Игра во всё - страница 3
На коленях я, конечно, не стоял, а лист бумаги не лежал, как у Чехова, на скамье. Мне поставили учительский стол в левом переднем углу класса. За этим столом я сидел. Передо мной стояла чернильница. Я макал в нее ручку с пером, конечно же, не с заржавленным. А чтобы быть не только Володей Симоновым, учеником 4-го класса Октябрьской средней школы, а еще и Ванькой, о горькой судьбе которого в 1886 году написал свой великий рассказ Антон Павлович, я действительно вывел первую букву на разложенном передо мной листе бумаги. И стал писать, произнося слова голосом девятилетнего ученика сапожника Аляхина и внука своего дедушки:
«Милый дедушка, Константин Макарыч! – писал и говорил я, и весь класс, замерев, слушал. – И пишу тебе письмо. Поздравляю вас с Рождеством и желаю тебе всего от господа бога. Нету у меня ни отца, ни маменьки, только ты у меня один остался».
Дальше я уже не писал, а только делал вид, что пишу, водя ручкой по бумаге, и произносил наизусть письмо Ваньки:
«А вчерась мне была выволочка. Хозяин выволок меня за волосья на двор и отчесал шпандырем за то, что я качал ихнего ребятенка в люльке и по нечаянности заснул. А на неделе хозяйка велела мне почистить селедку, а я начал с хвоста, а она взяла селедку и ейной мордой начала в мою харю тыкать».
В классе при этих словах кто-то засмеялся, но тут же затих. Смешно же в самом деле, ежели человеку мордой селедки в харю тычут, но и очень грустно из-за хамства и грубости этого действия в отношении человека.
Но тогда я этого не сформулировал. Я это потом стал для себя формулировать. Но тоже, наверное, не до конца.
Чехова я потом тоже читал. В моей программе при поступлении в Щукинское училище был рассказ «Володя». Страшный рассказ. «Семнадцатилетний юноша, некрасивый, болезненный и робкий» застрелился из-за пошлости, лжи, лицемерия. Никто его не понимает, никому он не нужен. Все, кто его окружает, погрязли в своих мелочных заботах, всецело ими поглощены и выдают сущие пустяки за самое важное и необходимое в мире. Банальность превыше всего. А он не нужен никому и никому не интересен. И первая его любовь оказалась никакой не любовью, а жестоким обманом: «…все слилось в одно ощущение острого, необыкновенного, небывалого счастья, за которое можно отдать всю жизнь и пойти на вечную муку, но прошло полминуты, и все это вдруг исчезло. Володя видел одно только полное, некрасивое лицо, искаженное выражением гадливости, и сам вдруг почувствовал отвращение к тому, что произошло».

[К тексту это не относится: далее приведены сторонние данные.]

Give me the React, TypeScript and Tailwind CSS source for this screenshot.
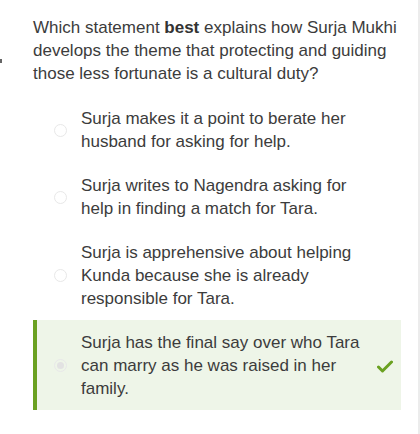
import React from "react";

const options = [
  "Surja makes it a point to berate her husband for asking for help.",
  "Surja writes to Nagendra asking for help in finding a match for Tara.",
  "Surja is apprehensive about helping Kunda because she is already responsible for Tara.",
  "Surja has the final say over who Tara can marry as he was raised in her family.",
];

export default function App() {
  return (
    <div
      className="relative w-[420px] h-[434px] bg-white text-[#3c3c3c] overflow-hidden"
      style={{ fontFamily: '"Liberation Sans", Arial, sans-serif' }}
    >
      <div className="absolute left-0 top-[59px] w-[2px] h-[4px] bg-[#666]" />
      <div className="absolute right-0 top-0 w-[2px] h-full bg-[#ececec]" />
      <div className="pl-[33px] pt-[16px] pr-[16px]">
        <p className="text-[17px] leading-[23px]">
          Which statement <b className="text-[#333]">best</b> explains how Surja Mukhi develops the theme that protecting and guiding those less fortunate is a cultural duty?
        </p>
        <div className="mt-[11px] w-[368px]">
          {options.map((o, i) => {
            const correct = i === 3;
            return (
              <div
                key={i}
                className={
                  correct
                    ? "flex items-center pt-[11px] pb-[10px] border-l-[4px] border-[#6aa121] bg-[#eef5e8]"
                    : "flex items-center pt-[11px] pb-[10px] border-l-[4px] border-transparent"
                }
              >
                <div className="w-[44px] flex justify-center shrink-0 pl-[2px]">
                  <div className="w-[13px] h-[13px] rounded-full border border-[#e8e8e8] flex items-center justify-center">
                    {correct && <div className="w-[7px] h-[7px] rounded-full bg-[#e2e2e2]" />}
                  </div>
                </div>
                <div className="w-[282px] text-[17px] leading-[23px]">{o}</div>
                {correct && (
                  <svg width="16" height="13" viewBox="0 0 16 13" className="ml-[14px] mt-[2px]">
                    <path d="M1.5 7 L5.5 11 L14.5 2" stroke="#6aa121" strokeWidth="3" fill="none" strokeLinecap="round" strokeLinejoin="round" />
                  </svg>
                )}
              </div>
            );
          })}
        </div>
      </div>
    </div>
  );
}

Я в своей программе дочитал этот рассказ до трагического финала: «Володя опять вложил дуло в рот…» Читал я на грани не то что слез, а какой-то обиды, досады. Человек гибнет от несовершенства мира, от непонимания. Что такое его собственная жизнь в этом мире? Нужна ли она кому-нибудь? Вот это цепляло меня сильнее всего. Обида, несправедливость, непонимание… Вопросы совести, так, наверное, нужно сказать. Моя тема…
А в четвертом классе я читал письмо, все глубже погружаясь в жизнь и чувства Ваньки, и впервые в жизни достиг того, о чем только через несколько лет узнал, как это называется. Я уже был студентом, когда узнал, что это называется «искусством перевоплощения». А тогда я интуитивно почувствовал, что надо всему классу, то есть всем моим зрителям, показать то, что Чехов написал: «Ванька покривил рот, потер своими черными кулаками глаза и всхлипнул».